Kendisinde ya da yakınlarında alkol kullanım bozukluğu bulunan kişiler sosyal yargı ve etiketlemeye maruz kalmakta ve kişiler bu durumdan olumsuz etkilenmektedir. Bazen bu durum bozukluğun gizlemeye ve tedavi almayı reddetmeye sebep olabilir. Bunun da farklı derecede genetik, psikolojik ve sosyal sebeplerden kaynaklanan bir rahatsızlık durumu olduğunu ve tedavisinin fiziksel hastalıklar kadar önem arz ettiği unutulmamalıdır.

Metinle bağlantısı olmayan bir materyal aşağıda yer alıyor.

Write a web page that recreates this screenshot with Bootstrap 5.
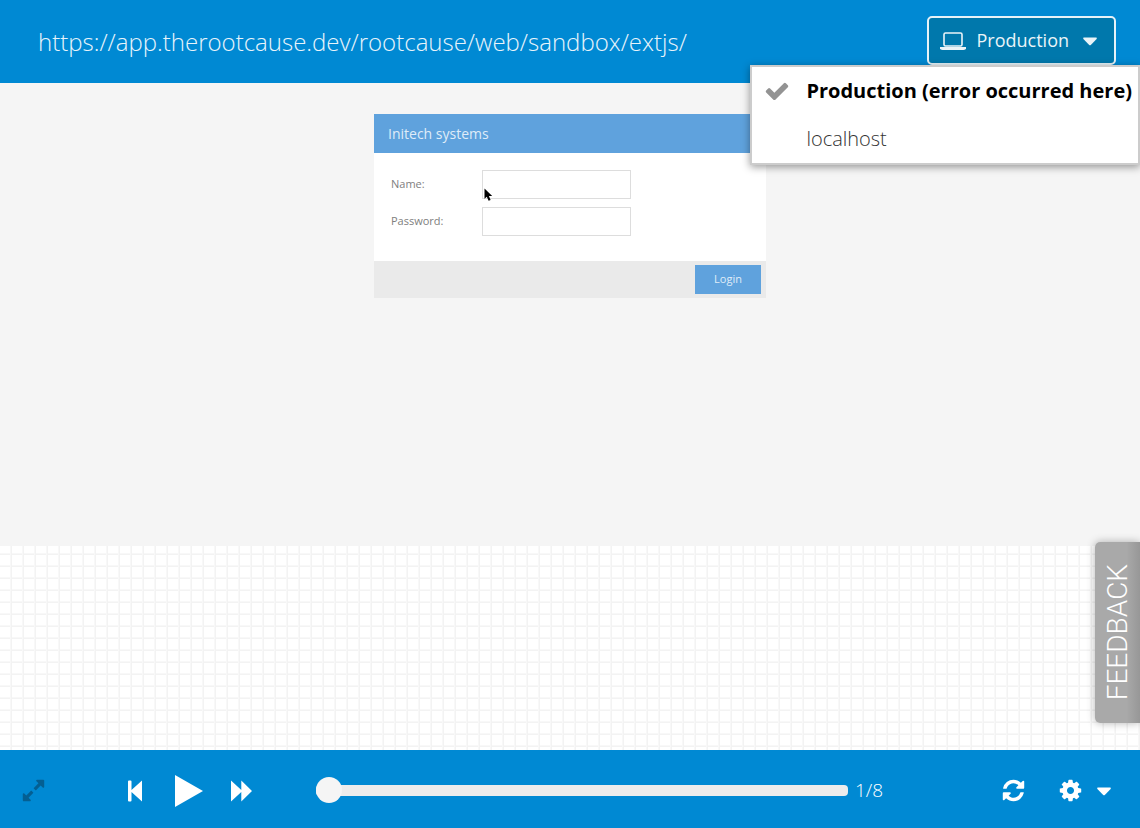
<!DOCTYPE html>
<html lang="en">
<head>
<meta charset="utf-8">
<meta name="viewport" content="width=device-width, initial-scale=1">
<title>Session replay</title>
<link href="https://cdn.jsdelivr.net/npm/bootstrap@5.3.0/dist/css/bootstrap.min.css" rel="stylesheet">
<style>
  body { font-family: "Open Sans", sans-serif; font-weight: 300; }
  svg { display: block; fill: currentColor; }
  .bar { background: #0089d3; color: #fff; }
  .topbar { height: 83px; padding: 0 24px 2px 38px; }
  .page-url { padding-top: 2px; font-size: 24px; line-height: 36px; color: #e8f4fb; }

  .env-toggle { height: 49px; padding: 0 17px 0 11px; gap: 10px; background: #0078ac; border: 2px solid #e6f2f8; border-radius: 5px; color: #eaf4f8; font-size: 18px; }
  .env-toggle .caret { margin-left: 4px; }
  .env-menu { --bs-dropdown-min-width: 0; top: 100%; right: -24px; padding: 0; border: 2px solid #ccc; border-radius: 0; box-shadow: 0 2px 8px rgba(0,0,0,.4); }
  .env-menu .dropdown-item { display: flex; align-items: center; height: 48px; padding: 0 6px 0 12px; font-size: 20px; font-weight: 300; color: #333; }
  .env-menu .active { background: #fff; color: #000; font-weight: 700; }
  .env-tick { width: 42px; color: #939393; flex: none; }

  .stage { background: #f5f5f5; padding-top: 31px; }
  .login { width: 392px; background: #fff; }
  .login-title { margin: 0; padding: 0 14px; font-size: 14px; line-height: 39px; font-weight: 400; background: #5fa2dd; color: #dfecf8; }
  .login-fields { padding: 17px 17px 25px; gap: 8px; }
  .login-fields label { width: 91px; font-size: 11px; font-weight: 400; color: #808080; }
  .login-fields input { width: 149px; height: 29px; padding: 0 6px; border: 1px solid #ddd; border-radius: 0; font-size: 12px; }
  .login-actions { padding: 4px 5px; background: #eaeaea; }
  .login-actions button { width: 66px; height: 29px; padding: 0; font-size: 11px; font-weight: 400; border: 0; border-radius: 0; background: #5fa2dd; color: #dfecf8; }
  .pointer { left: 110px; top: 74px; }

  .graph { height: 204px; background: #fff; background-image: linear-gradient(to left, #f3f3f3 1px, #f8f8f8 1px, #f8f8f8 2px, transparent 2px), linear-gradient(to top, #f3f3f3 1px, #f8f8f8 1px, #f8f8f8 2px, transparent 2px); background-size: 12px 12px; background-position: 0 9px; }
  .feedback { right: 0; bottom: 27px; width: 45px; height: 181px; padding: 0; border: 0; border-radius: 5px 0 0 5px; background: linear-gradient(to right, #a9a9a9 70%, #979797); box-shadow: 0 0 8px rgba(0,0,0,.3); color: #fff; font: 300 28px/45px Roboto, sans-serif; }
  .feedback span { writing-mode: vertical-rl; transform: rotate(180deg); }

  .player { height: 78px; padding: 3px 29px 0 21px; }
  .player button { padding: 0; border: 0; background: none; color: #fff; }
  .player .expand { color: #045f92; }
  .transport { margin-left: 82px; gap: 28px; }
  .seek { appearance: none; min-width: 0; height: 27px; margin: 0 7px 0 64px; background: none; }
  .seek::-webkit-slider-runnable-track { height: 11px; border-radius: 4px; background: #ececec; }
  .seek::-webkit-slider-thumb { appearance: none; width: 26px; height: 26px; margin-top: -8px; border-radius: 50%; background: #f5f5f5; }
  .step-count { width: 146px; font-size: 19px; }
  .options { gap: 14px; margin-left: 32px; }
</style>
</head>
<body class="d-flex flex-column min-vh-100">

<header class="bar topbar d-flex align-items-center justify-content-between">
  <div class="page-url">https://app.therootcause.dev/rootcause/web/sandbox/extjs/</div>
  <div class="dropdown">
    <button class="env-toggle d-flex align-items-center" type="button" aria-expanded="true">
      <svg width="26" height="20" viewBox="0 0 26 20" aria-hidden="true"><rect x="4" y="2" width="18" height="13" rx="1.5" fill="none" stroke="currentColor" stroke-width="1.6"/><path d="M0 16h26v1.2q0 1.8-2.5 1.8h-21Q0 19 0 17.200z"/></svg>
      Production
      <svg class="caret" width="14" height="16" viewBox="0 0 14 16" aria-hidden="true"><path d="M.8 4.500h12.400q1 .5.400 1.400l-5.800 6q-.8.700-1.600 0l-5.800-6Q-.2 5 .8 4.500z"/></svg>
    </button>
    <ul class="dropdown-menu env-menu show">
      <li><a class="dropdown-item active" href="#"><span class="env-tick"><svg width="26" height="26" viewBox="0 0 1792 1792" aria-hidden="true"><path d="M1671 566q0 40-28 68l-724 724-136 136q-28 28-68 28t-68-28l-136-136-362-362q-28-28-28-68t28-68l136-136q28-28 68-28t68 28l294 295 656-657q28-28 68-28t68 28l136 136q28 28 28 68z"/></svg></span>Production (error occurred here)</a></li>
      <li><a class="dropdown-item" href="#"><span class="env-tick"></span>localhost</a></li>
    </ul>
  </div>
</header>

<main class="flex-grow-1 d-flex flex-column position-relative">
  <section class="stage flex-grow-1">
    <form class="login mx-auto position-relative">
      <h1 class="login-title">Initech systems</h1>
      <div class="login-fields d-flex flex-column">
        <div class="d-flex align-items-center"><label for="name">Name:</label><input id="name" type="text"></div>
        <div class="d-flex align-items-center"><label for="password">Password:</label><input id="password" type="password"></div>
      </div>
      <div class="login-actions d-flex justify-content-end"><button type="button">Login</button></div>
      <svg class="pointer position-absolute" width="9" height="14" viewBox="0 0 9 14" aria-hidden="true"><path d="M.5.500v10.300l2.300-2 1.800 4 2-.9-1.700-3.800h3.300z" fill="#000"/></svg>
    </form>
  </section>
  <section class="graph"></section>
  <button class="feedback position-absolute d-flex align-items-center justify-content-center" type="button"><span>FEEDBACK</span></button>
</main>

<footer class="bar player d-flex align-items-center">
  <button class="expand" type="button" aria-label="Full screen"><svg width="25" height="25" viewBox="0 0 1792 1792"><path d="M883 1056q0 13-10 23l-332 332 144 144q19 19 19 45t-19 45-45 19h-448q-26 0-45-19t-19-45v-448q0-26 19-45t45-19 45 19l144 144 332-332q10-10 23-10t23 10l114 114q10 10 10 23zm781-864v448q0 26-19 45t-45 19-45-19l-144-144-332 332q-10 10-23 10t-23-10l-114-114q-10-10-10-23t10-23l332-332-144-144q-19-19-19-45t19-45 45-19h448q26 0 45 19t19 45z"/></svg></button>
  <div class="transport d-flex align-items-center">
    <button type="button" aria-label="Previous"><svg width="19" height="22" viewBox="0 0 19 22"><path d="M0 1.500Q0 .5 1 .5h1.500q1 0 1 1V10L14 .5v21L3.500 12v8.500q0 1-1 1H1q-1 0-1-1z"/></svg></button>
    <button type="button" aria-label="Play"><svg width="28" height="32" viewBox="0 0 28 32"><path d="M0 0l28 16L0 32z"/></svg></button>
    <button type="button" aria-label="Fast forward"><svg width="21" height="22" viewBox="0 0 21 22"><path d="M0 .5L10.300 10V.500L21 11 10.300 21.500V12L0 21.500z"/></svg></button>
  </div>
  <input class="seek flex-grow-1" type="range" min="1" max="8" value="1" aria-label="Step">
  <div class="step-count">1/8</div>
  <button type="button" aria-label="Reload"><svg width="25" height="25" viewBox="0 0 1792 1792"><path d="M1639 1056q0 5-1 7-64 268-268 434.500t-478 166.500q-146 0-282.500-55t-243.500-157l-129 129q-19 19-45 19t-45-19-19-45v-448q0-26 19-45t45-19h448q26 0 45 19t19 45-19 45l-137 137q71 66 161 102t187 36q134 0 250-65t186-179q11-17 53-117 8-23 30-23h192q13 0 22.500 9.500t9.500 22.500zm25-800v448q0 26-19 45t-45 19h-448q-26 0-45-19t-19-45 19-45l138-138q-148-137-349-137-134 0-250 65t-186 179q-11 17-53 117-8 23-30 23h-199q-13 0-22.500-9.500t-9.500-22.500v-7q65-268 270-434.500t480-166.500q146 0 284 55.500t245 156.500l130-129q19-19 45-19t45 19 19 45z"/></svg></button>
  <button class="options d-flex align-items-center" type="button" aria-label="Settings"><svg width="25" height="25" viewBox="0 0 1792 1792"><path d="M1152 896q0-106-75-181t-181-75-181 75-75 181 75 181 181 75 181-75 75-181zm512-109v222q0 12-8 23t-20 13l-185 28q-19 54-39 91 35 50 107 138 10 12 10 25t-9 23q-27 37-99 108t-94 71q-12 0-26-9l-138-108q-44 23-91 38-16 136-29 186-7 28-36 28h-222q-14 0-24.500-8.500t-11.500-21.500l-28-184q-49-16-90-37l-141 107q-10 9-25 9-14 0-25-11-126-114-165-168-7-10-7-23 0-12 8-23 15-21 51-66.500t54-70.500q-27-50-41-99l-183-27q-13-2-21-12.500t-8-23.500v-222q0-12 8-23t19-13l186-28q14-46 39-92-40-57-107-138-10-12-10-24 0-10 9-23 26-36 98.500-107.500t94.500-71.500q13 0 26 10l138 107q44-23 91-38 16-136 29-186 7-28 36-28h222q14 0 24.500 8.500t11.500 21.500l28 184q49 16 90 37l142-107q9-9 24-9 13 0 25 10 129 119 165 170 7 8 7 22 0 12-8 23-15 21-51 66.500t-54 70.500q26 50 41 98l183 28q13 2 21 12.500t8 23.500z"/></svg><svg width="14" height="16" viewBox="0 0 14 16"><path d="M.8 4.500h12.400q1 .5.400 1.400l-5.800 6q-.8.700-1.600 0l-5.800-6Q-.2 5 .8 4.500z"/></svg></button>
</footer>

<script src="https://cdn.jsdelivr.net/npm/bootstrap@5.3.0/dist/js/bootstrap.bundle.min.js"></script>
</body>
</html>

Ülkemizde alkol kullanım bozukluğuna sahip kişiler hastanelere bağlı çalışan AMATEM’lere başvurarak yardım alabilirler. Her psikolojik bozuklukta olduğu gibi burada da tedavinin büyük kısmında kişinin kendi istek ve azminin önemli olduğu unutulmamalıdır. 


Kaynakça: 

Amerikan Psikiyatri Birliği (2013). Ruhsal Bozuklukların Tanısal ve Sayımsal Elkitabı, Beşinci Baskı (DSM-5), Tanı Ölçütleri Başvuru Elkitabı’ndan, çev. Köroğlu E, Hekimler Yayın Birliği, Ankara.

Coşkunol, H., & Altıntoprak, E. (1999) Alkol Kullanımının Genetik Yönleri. Klinik Psikiyatri 

Dergisi, 2(4): 222-229.

Arıkan, Z., Genç, Y., Etik, Ç., Aslan, S. & Parlak, İ. (2004) Alkol ve Diğer Madde Bağımlılıklarında Hastalar ve Yakınlarında Etiketleme. Bağımlılık Dergisi, 5:52-56.